Pull out all lines from the listing below in which the word "that" appears.
+-------+
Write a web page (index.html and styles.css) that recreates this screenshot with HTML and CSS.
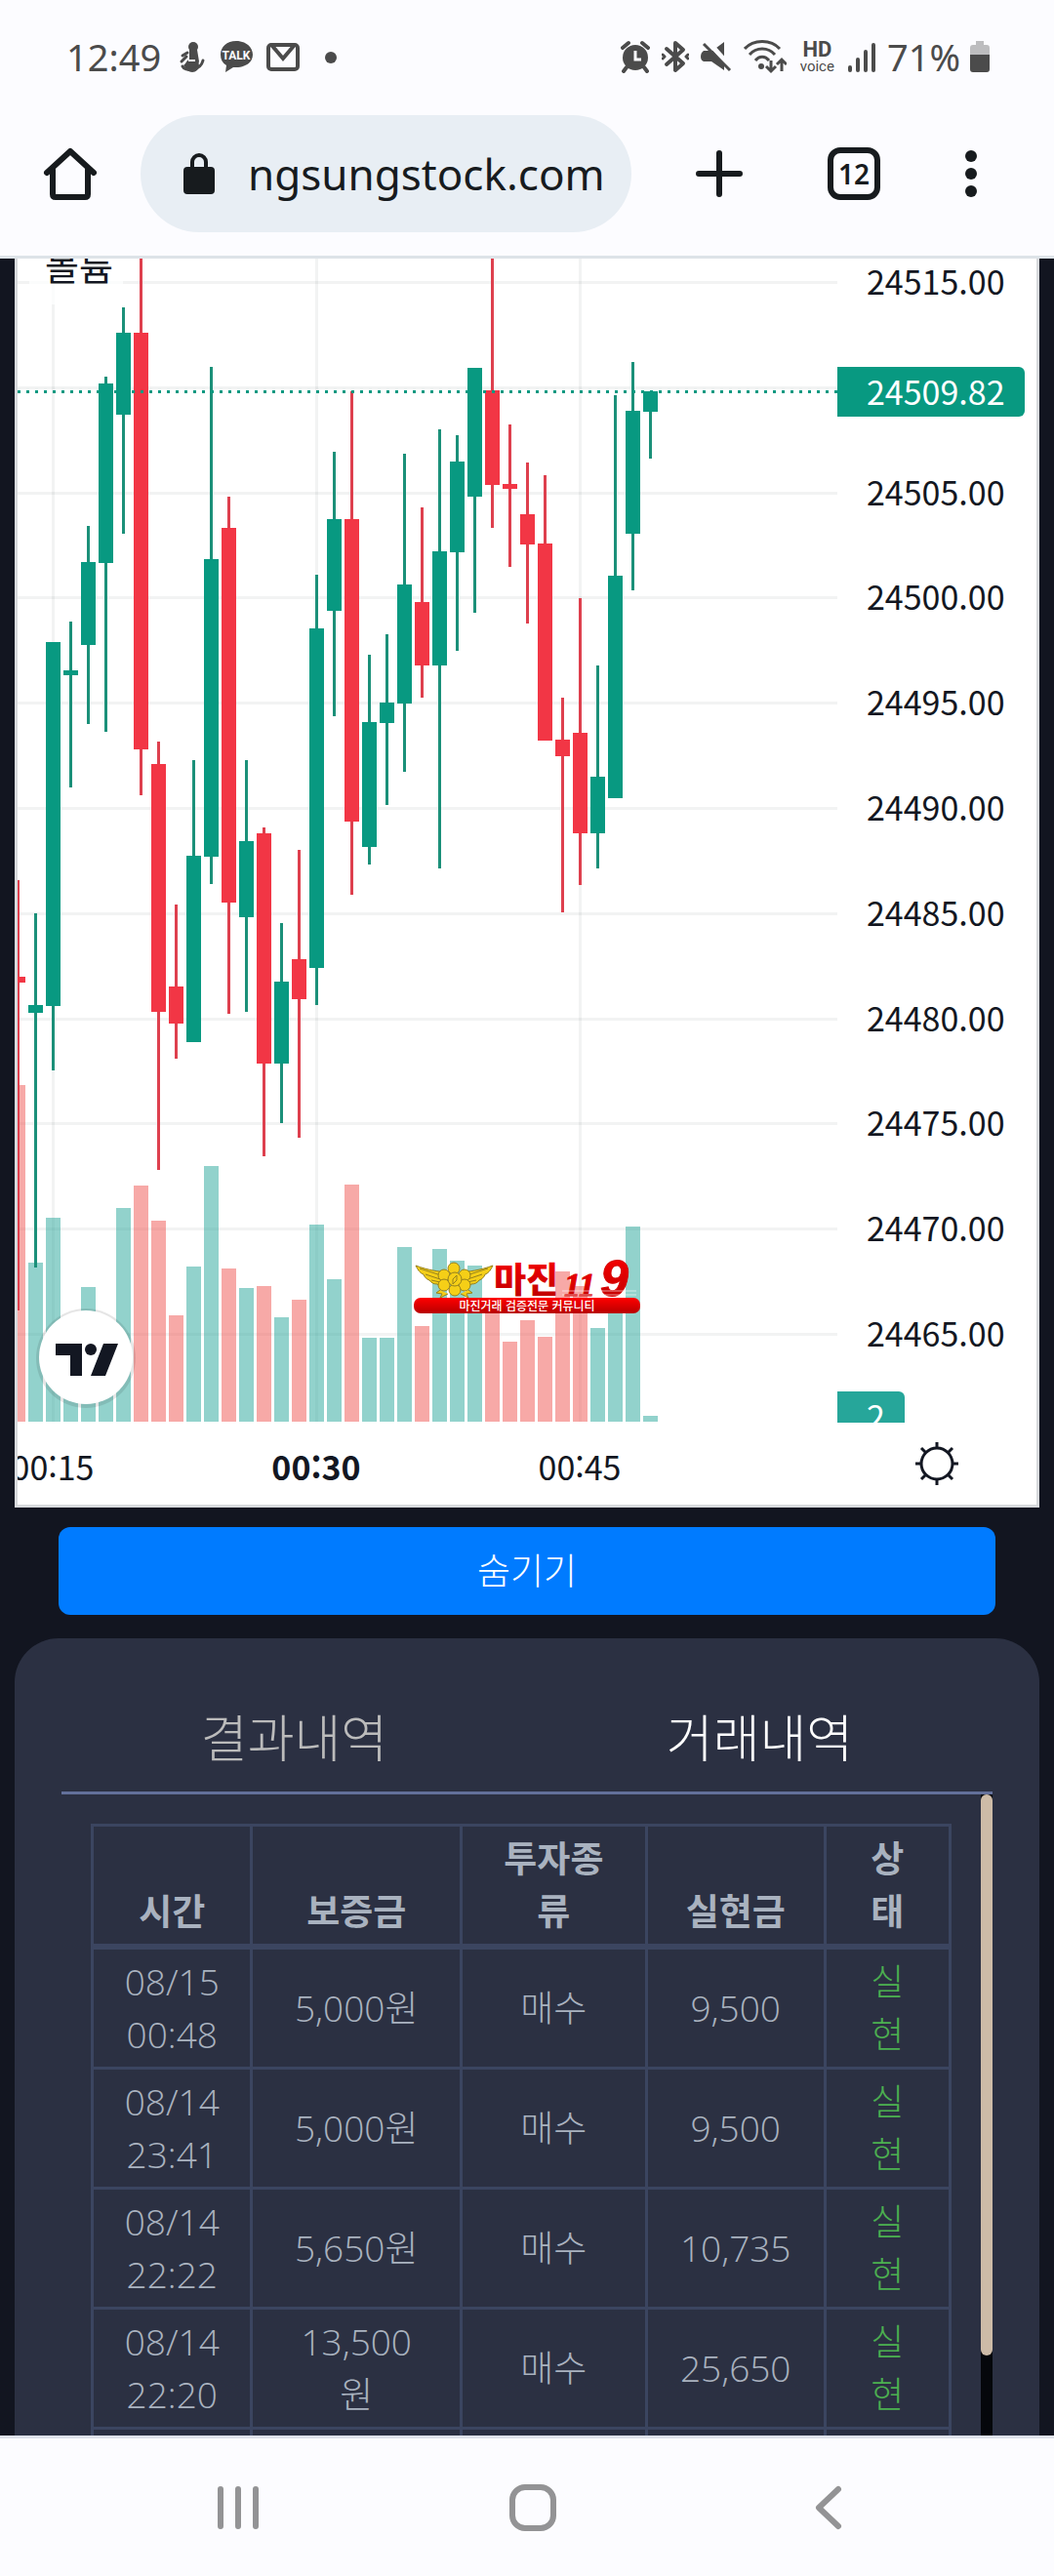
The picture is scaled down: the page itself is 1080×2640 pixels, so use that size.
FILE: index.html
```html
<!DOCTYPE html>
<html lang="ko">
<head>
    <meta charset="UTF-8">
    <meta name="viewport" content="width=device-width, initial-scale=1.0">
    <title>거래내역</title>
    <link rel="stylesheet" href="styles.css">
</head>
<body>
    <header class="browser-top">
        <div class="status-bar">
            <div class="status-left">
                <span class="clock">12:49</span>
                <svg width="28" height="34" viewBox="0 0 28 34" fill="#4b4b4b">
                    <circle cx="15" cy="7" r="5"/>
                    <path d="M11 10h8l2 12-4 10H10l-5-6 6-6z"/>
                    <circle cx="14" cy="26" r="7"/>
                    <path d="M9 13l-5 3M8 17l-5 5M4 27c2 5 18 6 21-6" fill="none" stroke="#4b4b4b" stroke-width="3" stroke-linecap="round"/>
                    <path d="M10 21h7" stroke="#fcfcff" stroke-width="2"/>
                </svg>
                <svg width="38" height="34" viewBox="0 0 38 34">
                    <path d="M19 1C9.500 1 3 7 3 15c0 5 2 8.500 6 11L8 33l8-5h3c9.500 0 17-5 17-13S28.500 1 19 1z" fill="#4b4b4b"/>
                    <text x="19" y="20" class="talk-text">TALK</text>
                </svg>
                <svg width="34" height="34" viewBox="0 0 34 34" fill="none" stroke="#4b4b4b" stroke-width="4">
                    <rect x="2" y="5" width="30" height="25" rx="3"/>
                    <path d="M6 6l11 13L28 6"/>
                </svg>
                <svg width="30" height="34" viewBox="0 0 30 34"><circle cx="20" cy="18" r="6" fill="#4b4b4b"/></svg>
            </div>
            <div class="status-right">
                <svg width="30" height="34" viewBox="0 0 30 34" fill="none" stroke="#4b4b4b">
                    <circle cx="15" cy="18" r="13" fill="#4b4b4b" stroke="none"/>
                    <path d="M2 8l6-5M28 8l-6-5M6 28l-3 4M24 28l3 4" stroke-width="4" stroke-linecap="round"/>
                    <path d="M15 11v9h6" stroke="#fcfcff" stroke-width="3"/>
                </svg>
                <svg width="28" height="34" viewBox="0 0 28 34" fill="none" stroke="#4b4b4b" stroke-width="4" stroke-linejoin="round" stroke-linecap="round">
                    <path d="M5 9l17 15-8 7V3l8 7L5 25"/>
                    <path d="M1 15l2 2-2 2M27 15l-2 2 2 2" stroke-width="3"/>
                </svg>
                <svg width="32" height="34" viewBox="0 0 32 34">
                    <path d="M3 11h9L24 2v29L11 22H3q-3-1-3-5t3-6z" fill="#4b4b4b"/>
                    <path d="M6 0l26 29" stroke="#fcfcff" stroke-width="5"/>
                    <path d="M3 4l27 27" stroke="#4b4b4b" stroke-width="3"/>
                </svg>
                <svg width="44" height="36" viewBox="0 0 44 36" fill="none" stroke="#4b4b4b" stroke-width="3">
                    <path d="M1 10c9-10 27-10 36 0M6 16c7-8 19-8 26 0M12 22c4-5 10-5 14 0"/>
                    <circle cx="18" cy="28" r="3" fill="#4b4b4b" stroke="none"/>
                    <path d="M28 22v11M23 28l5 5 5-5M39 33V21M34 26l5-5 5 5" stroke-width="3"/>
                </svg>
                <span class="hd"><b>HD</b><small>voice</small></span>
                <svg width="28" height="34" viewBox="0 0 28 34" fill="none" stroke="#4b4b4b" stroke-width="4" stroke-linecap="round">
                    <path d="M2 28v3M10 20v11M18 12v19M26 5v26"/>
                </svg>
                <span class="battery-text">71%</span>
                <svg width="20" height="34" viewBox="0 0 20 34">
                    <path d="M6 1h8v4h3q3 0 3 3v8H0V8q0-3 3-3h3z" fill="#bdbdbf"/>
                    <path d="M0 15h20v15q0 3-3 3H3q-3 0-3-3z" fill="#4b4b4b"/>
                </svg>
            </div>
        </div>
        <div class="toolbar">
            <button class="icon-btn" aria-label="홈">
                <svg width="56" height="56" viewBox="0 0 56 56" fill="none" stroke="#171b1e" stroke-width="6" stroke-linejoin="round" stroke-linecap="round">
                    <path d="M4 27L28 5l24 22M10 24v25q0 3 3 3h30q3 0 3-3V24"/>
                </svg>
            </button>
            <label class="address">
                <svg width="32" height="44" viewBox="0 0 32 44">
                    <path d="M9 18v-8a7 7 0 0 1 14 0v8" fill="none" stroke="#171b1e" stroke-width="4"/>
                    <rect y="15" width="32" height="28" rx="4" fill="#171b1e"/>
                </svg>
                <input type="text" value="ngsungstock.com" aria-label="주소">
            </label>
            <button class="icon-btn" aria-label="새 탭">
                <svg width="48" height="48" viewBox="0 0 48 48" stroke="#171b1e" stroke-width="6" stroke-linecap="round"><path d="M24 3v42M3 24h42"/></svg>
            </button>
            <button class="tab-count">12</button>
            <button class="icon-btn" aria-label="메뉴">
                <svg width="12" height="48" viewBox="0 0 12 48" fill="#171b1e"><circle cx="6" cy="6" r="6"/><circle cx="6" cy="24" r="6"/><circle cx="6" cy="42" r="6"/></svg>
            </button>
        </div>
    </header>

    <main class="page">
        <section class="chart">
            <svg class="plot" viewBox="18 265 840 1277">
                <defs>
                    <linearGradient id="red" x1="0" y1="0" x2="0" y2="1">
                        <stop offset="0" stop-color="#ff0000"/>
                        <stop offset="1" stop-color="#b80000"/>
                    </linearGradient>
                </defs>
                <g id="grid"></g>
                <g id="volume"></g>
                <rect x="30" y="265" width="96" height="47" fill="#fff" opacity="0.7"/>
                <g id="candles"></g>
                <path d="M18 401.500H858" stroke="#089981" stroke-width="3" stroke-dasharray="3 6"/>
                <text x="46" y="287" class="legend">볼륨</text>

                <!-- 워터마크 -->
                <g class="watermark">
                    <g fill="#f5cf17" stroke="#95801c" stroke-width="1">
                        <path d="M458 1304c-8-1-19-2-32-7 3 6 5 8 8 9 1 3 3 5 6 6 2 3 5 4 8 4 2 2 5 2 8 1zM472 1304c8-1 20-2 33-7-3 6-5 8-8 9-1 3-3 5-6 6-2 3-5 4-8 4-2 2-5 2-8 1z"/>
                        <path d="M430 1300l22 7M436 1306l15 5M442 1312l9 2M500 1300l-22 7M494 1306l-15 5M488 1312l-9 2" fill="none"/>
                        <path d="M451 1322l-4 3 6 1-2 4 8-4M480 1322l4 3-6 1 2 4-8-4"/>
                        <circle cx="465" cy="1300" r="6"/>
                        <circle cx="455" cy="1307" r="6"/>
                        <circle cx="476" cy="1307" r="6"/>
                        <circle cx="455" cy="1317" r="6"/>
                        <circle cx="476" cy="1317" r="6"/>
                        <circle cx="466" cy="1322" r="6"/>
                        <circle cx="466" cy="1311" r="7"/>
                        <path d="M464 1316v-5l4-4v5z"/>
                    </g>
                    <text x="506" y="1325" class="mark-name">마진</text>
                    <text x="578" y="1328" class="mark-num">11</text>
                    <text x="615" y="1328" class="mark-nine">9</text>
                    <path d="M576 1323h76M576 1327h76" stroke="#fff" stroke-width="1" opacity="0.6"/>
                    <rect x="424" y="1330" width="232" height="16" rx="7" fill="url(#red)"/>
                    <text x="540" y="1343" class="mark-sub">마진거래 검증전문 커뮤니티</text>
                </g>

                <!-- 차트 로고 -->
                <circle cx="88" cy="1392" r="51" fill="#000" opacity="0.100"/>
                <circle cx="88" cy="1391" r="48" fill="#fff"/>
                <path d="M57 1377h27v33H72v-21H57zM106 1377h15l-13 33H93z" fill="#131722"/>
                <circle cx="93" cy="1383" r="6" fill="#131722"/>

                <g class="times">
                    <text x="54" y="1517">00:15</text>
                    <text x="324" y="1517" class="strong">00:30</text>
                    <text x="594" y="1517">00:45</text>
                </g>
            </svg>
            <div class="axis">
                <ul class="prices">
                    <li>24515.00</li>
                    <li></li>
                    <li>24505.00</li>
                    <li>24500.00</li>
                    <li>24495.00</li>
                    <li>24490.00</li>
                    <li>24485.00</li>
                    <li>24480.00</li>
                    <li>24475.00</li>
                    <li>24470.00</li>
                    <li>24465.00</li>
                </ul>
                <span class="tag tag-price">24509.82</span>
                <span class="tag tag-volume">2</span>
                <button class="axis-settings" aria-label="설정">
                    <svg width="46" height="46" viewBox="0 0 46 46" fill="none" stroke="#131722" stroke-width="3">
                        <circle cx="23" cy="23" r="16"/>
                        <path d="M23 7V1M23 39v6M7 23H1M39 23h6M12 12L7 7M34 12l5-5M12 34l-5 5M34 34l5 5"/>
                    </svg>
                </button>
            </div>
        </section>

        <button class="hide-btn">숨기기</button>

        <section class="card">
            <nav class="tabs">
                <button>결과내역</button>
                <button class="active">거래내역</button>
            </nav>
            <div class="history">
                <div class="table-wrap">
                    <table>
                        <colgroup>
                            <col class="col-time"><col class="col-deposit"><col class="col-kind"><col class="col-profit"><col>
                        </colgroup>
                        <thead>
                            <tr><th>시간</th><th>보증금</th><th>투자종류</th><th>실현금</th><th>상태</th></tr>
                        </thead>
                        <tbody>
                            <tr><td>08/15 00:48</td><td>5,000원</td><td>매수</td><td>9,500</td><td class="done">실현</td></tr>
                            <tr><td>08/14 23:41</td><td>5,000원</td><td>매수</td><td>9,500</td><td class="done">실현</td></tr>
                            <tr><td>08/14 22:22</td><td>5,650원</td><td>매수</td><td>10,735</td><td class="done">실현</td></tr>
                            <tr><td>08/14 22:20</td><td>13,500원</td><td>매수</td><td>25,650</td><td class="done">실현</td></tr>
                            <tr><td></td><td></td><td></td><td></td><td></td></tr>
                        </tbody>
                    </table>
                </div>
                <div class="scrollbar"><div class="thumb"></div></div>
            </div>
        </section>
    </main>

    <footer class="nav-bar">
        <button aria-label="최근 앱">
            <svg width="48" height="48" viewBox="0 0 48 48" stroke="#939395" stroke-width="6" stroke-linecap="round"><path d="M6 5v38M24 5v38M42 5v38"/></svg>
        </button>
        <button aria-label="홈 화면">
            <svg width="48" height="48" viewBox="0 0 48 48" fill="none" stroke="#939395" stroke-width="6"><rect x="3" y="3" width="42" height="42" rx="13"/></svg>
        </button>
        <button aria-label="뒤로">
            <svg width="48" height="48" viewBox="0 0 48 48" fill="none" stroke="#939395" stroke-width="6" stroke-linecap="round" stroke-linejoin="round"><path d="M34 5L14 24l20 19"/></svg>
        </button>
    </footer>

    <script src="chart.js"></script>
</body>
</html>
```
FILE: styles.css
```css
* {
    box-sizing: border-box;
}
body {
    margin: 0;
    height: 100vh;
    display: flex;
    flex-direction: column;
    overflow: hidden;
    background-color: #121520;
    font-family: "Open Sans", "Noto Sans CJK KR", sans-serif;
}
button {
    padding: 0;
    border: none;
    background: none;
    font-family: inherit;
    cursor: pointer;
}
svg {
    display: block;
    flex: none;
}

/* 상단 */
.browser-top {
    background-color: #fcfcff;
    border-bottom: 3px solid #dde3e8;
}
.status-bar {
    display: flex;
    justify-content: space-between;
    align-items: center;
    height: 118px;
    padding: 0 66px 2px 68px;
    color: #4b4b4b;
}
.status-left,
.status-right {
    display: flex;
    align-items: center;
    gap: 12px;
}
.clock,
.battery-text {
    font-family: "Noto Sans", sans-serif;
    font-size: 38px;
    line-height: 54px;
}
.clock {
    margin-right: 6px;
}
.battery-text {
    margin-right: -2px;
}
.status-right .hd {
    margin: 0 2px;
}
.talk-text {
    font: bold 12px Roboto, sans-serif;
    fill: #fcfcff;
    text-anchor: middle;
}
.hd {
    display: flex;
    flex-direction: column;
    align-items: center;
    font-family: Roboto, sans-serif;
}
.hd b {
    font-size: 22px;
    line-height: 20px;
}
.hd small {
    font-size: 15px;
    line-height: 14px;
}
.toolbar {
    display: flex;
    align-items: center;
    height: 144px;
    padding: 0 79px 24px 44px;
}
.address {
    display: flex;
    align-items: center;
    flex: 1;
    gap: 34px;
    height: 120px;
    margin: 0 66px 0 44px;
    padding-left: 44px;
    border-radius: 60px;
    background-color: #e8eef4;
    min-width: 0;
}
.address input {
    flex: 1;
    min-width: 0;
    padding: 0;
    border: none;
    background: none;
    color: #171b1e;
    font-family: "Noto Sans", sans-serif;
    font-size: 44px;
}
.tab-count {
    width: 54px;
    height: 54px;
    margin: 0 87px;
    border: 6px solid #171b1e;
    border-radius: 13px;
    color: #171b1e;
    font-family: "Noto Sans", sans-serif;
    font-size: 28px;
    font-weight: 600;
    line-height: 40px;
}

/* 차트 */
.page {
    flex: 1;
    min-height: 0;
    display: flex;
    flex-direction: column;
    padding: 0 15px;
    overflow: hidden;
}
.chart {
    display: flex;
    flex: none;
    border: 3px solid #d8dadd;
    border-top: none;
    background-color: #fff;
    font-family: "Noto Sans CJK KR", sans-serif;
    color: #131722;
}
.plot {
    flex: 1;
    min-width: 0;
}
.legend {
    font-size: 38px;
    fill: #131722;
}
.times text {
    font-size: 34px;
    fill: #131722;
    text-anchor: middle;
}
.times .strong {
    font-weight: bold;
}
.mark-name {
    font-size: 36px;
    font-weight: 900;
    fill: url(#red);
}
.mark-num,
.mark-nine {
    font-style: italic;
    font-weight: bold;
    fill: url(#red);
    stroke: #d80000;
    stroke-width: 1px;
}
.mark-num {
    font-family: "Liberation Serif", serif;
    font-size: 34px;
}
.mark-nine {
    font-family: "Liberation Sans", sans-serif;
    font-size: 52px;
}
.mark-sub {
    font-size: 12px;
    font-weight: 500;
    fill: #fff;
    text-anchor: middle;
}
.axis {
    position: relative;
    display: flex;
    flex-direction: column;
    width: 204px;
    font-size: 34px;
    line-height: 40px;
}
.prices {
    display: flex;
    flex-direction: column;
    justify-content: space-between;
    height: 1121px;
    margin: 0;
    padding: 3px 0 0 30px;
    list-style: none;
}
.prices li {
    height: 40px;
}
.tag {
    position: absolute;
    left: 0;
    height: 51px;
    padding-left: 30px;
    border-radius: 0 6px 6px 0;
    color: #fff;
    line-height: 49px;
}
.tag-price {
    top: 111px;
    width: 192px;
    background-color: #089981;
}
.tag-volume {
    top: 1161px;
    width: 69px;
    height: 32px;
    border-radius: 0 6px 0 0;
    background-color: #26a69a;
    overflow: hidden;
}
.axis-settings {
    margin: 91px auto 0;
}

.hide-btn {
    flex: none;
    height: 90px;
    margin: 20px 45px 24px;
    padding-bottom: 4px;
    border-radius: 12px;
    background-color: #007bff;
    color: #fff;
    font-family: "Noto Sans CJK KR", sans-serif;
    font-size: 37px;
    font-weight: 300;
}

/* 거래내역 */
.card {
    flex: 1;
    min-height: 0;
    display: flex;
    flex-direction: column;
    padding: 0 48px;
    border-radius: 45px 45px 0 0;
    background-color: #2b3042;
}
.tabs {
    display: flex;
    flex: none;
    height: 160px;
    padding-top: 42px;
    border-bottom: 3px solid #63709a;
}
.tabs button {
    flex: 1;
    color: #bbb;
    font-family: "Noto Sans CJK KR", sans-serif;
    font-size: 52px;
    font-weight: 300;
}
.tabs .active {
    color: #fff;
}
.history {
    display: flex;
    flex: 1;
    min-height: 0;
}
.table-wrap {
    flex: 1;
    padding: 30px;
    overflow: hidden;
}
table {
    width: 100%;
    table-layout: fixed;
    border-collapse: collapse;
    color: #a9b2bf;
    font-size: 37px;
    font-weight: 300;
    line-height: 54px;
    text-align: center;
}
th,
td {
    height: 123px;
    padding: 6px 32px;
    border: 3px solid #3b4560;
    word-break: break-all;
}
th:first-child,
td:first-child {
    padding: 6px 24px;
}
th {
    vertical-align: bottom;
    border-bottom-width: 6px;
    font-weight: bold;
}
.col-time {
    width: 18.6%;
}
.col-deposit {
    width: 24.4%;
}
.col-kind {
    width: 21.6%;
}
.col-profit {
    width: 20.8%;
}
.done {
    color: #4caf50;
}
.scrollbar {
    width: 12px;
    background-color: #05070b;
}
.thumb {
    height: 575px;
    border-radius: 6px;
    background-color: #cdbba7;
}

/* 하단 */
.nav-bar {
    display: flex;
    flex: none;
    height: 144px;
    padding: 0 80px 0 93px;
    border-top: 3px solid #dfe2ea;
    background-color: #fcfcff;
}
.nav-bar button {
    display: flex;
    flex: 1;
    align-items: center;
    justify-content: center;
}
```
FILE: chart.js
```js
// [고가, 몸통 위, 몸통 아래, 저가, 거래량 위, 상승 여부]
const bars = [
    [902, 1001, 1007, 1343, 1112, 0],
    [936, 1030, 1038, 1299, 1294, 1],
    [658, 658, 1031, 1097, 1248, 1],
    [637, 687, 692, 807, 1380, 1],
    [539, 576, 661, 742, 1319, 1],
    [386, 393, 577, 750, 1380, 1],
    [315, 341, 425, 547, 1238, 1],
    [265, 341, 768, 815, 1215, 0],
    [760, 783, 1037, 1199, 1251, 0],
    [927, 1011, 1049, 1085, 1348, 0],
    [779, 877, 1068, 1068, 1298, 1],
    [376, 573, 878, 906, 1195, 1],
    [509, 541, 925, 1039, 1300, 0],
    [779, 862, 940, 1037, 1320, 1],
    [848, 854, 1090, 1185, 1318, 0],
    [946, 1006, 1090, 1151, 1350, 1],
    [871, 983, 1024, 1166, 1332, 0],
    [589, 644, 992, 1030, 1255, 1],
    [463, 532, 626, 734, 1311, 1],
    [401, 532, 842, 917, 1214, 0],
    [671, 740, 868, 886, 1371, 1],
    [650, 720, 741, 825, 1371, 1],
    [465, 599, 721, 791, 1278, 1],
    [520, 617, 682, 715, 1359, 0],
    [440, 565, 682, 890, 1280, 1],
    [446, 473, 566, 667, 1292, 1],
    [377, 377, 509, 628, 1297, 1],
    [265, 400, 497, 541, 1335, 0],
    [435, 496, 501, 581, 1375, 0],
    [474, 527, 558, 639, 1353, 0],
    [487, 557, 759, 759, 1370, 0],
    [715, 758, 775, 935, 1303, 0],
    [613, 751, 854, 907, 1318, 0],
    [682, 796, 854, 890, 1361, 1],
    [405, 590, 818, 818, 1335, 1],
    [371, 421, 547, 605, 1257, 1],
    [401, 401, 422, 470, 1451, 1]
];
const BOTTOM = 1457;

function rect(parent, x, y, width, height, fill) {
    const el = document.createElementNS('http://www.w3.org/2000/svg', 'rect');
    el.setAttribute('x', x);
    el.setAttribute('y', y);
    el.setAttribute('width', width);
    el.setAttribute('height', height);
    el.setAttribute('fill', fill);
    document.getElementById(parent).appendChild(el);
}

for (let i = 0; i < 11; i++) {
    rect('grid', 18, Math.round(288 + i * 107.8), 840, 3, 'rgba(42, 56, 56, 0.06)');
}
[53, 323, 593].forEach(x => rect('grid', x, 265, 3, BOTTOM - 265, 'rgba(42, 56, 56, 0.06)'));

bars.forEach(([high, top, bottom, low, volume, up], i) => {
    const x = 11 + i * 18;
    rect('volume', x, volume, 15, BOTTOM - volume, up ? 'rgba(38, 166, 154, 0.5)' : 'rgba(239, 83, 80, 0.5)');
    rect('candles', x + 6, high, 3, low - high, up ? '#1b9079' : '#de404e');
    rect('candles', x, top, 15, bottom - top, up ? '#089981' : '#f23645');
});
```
+-------+
→ **Answer in full**:
Write a web page (index.html and styles.css) that recreates this screenshot with HTML and CSS.
The picture is scaled down: the page itself is 1080×2640 pixels, so use that size.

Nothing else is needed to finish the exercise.